Basra'da İhvân-el-Safâ Muamması ve Bunun X. Yüzyılda Halifeler Devletinin Sosyal Tarihi Bakımından Mânâsı

Sizlere bugün, Arapça adlarıyla "İhvân-el-Safâ" olarak tanınan, 'Samimi Kardeşler'den bahsetmek istiyorum. Fakat ilkin, 'Samimi Kardeşler'in (İhvân el Safâ) kim olduklarını belirtmek gerekir. Bir gün, onlardan bahsetmeye başladığımda, dinleyicilerimden biri, İslâm’da dini hayat üzerine bana şunu sormuştu : "Bu İhvân dedikleriniz mistik midirler, yoksa bir cemiyet mi kurmuşlardır?" Cevap şüpheye mahal bırakmaz. Onlar ne mistiktirler, ne de bir cemiyetin üyeleri, felsefi bir anlayışı temsil eden bir toplulukturlar. Bu topluluktan bugün bize ancak, Müslüman Hind bölgelerinin bazılarında canlı literatür olarak yaşayan bir tek büyük eser kalmıştır. Bu, her biri 3550 sayfalık iki cilt halinde önemli bir eserdir. İlk defa bu eseri Kalküta'da temin edebildim. Eser, canlı bir karakteri muhafaza ettiğine tanık olan taş baskısı, ve Hind'ce kenar notlarıyla popüler bir metin halindeydi. 17. yüzyıldan kalma çok güzel bir el yazmasını ilk aydınlığa çıkaran, ünlü Fransız orientalisti, Sylvestre de Sacy'dir.

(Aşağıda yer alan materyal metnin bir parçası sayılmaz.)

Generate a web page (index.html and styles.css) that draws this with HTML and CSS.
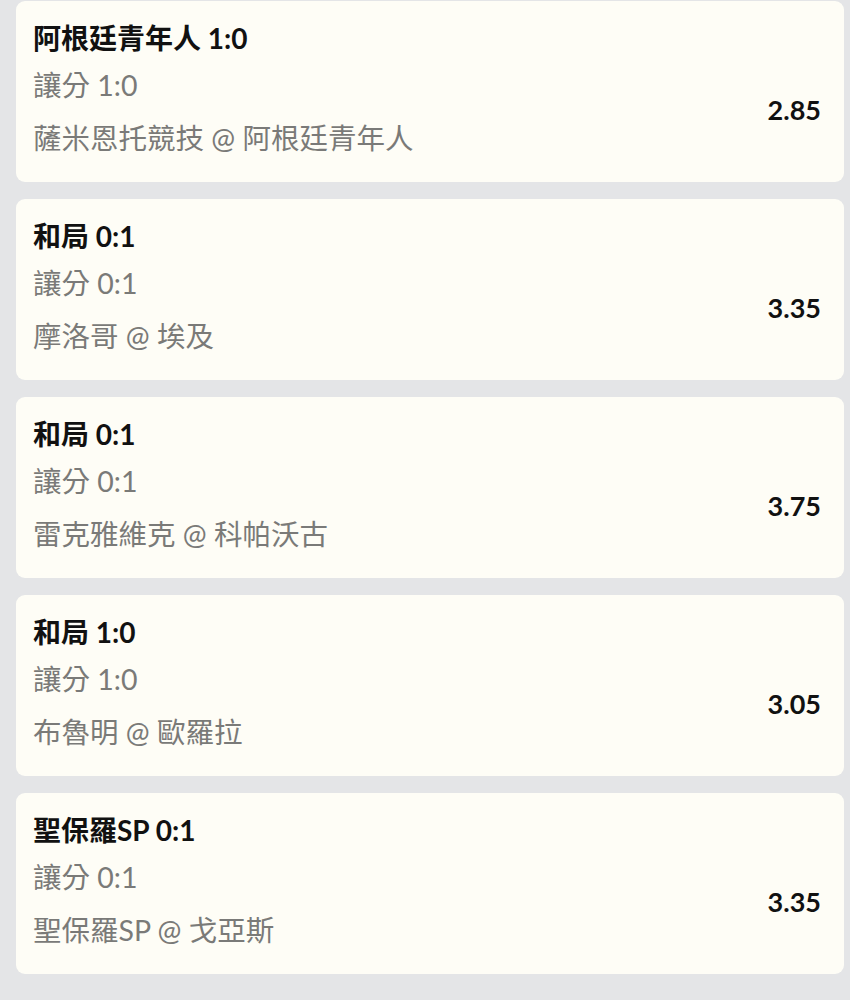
FILE: index.html
```html
<!DOCTYPE html>
<html lang="zh-Hant">
<head>
  <meta charset="UTF-8">
  <meta name="viewport" content="width=device-width, initial-scale=1.0">
  <title>投注單</title>
  <link rel="stylesheet" href="styles.css">
</head>
<body>

<div class="bet-list">
  <div class="bet-card">
    <div class="bet-info">
      <div class="bet-pick">阿根廷青年人 1:0</div>
      <div class="bet-market">讓分 1:0</div>
      <div class="bet-match">薩米恩托競技 @ 阿根廷青年人</div>
    </div>
    <div class="bet-odds">2.85</div>
  </div>

  <div class="bet-card">
    <div class="bet-info">
      <div class="bet-pick">和局 0:1</div>
      <div class="bet-market">讓分 0:1</div>
      <div class="bet-match">摩洛哥 @ 埃及</div>
    </div>
    <div class="bet-odds">3.35</div>
  </div>

  <div class="bet-card">
    <div class="bet-info">
      <div class="bet-pick">和局 0:1</div>
      <div class="bet-market">讓分 0:1</div>
      <div class="bet-match">雷克雅維克 @ 科帕沃古</div>
    </div>
    <div class="bet-odds">3.75</div>
  </div>

  <div class="bet-card">
    <div class="bet-info">
      <div class="bet-pick">和局 1:0</div>
      <div class="bet-market">讓分 1:0</div>
      <div class="bet-match">布魯明 @ 歐羅拉</div>
    </div>
    <div class="bet-odds">3.05</div>
  </div>

  <div class="bet-card">
    <div class="bet-info">
      <div class="bet-pick">聖保羅SP 0:1</div>
      <div class="bet-market">讓分 0:1</div>
      <div class="bet-match">聖保羅SP @ 戈亞斯</div>
    </div>
    <div class="bet-odds">3.35</div>
  </div>
</div>

</body>
</html>
```

FILE: styles.css
```css
body {
  background: #e4e5e7;
  font-family: Lato, "Noto Sans CJK TC", sans-serif;
  margin: 0;
  padding: 0;
}
.bet-list {
  display: flex;
  flex-direction: column;
  gap: 17px;
  padding: 1px 6px 0 16px;
}
.bet-card {
  display: flex;
  align-items: center;
  justify-content: space-between;
  background: #fefdf6;
  border-radius: 9px;
  padding: 17px 23px 24px 17px;
}
.bet-pick {
  font-size: 28px;
  font-weight: bold;
  line-height: 40px;
  color: #111;
}
.bet-market {
  font-size: 28.5px;
  line-height: 40px;
  margin-top: 7px;
  color: #7a7a78;
}
.bet-match {
  font-size: 28.5px;
  line-height: 40px;
  margin-top: 13px;
  color: #7a7a78;
}
.bet-odds {
  font-size: 27px;
  font-weight: bold;
  color: #111;
  margin-top: 42px;
}
```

Kendisi eserin kısmi bir tercüme ve tefsirini yaptı, bir kısmını yayınladı ve onu, Collège de France'daki öğretiminin konularından biri haline getirdi. Sylvestre de Sacy, Fransız ihtilâlinin evlâtlarındandı. Eserdeki hürriyet ve esaretten kurtulma fikirlerinden ötürü, onu meydana çıkarmaktan daha da büyük bir haz duydu.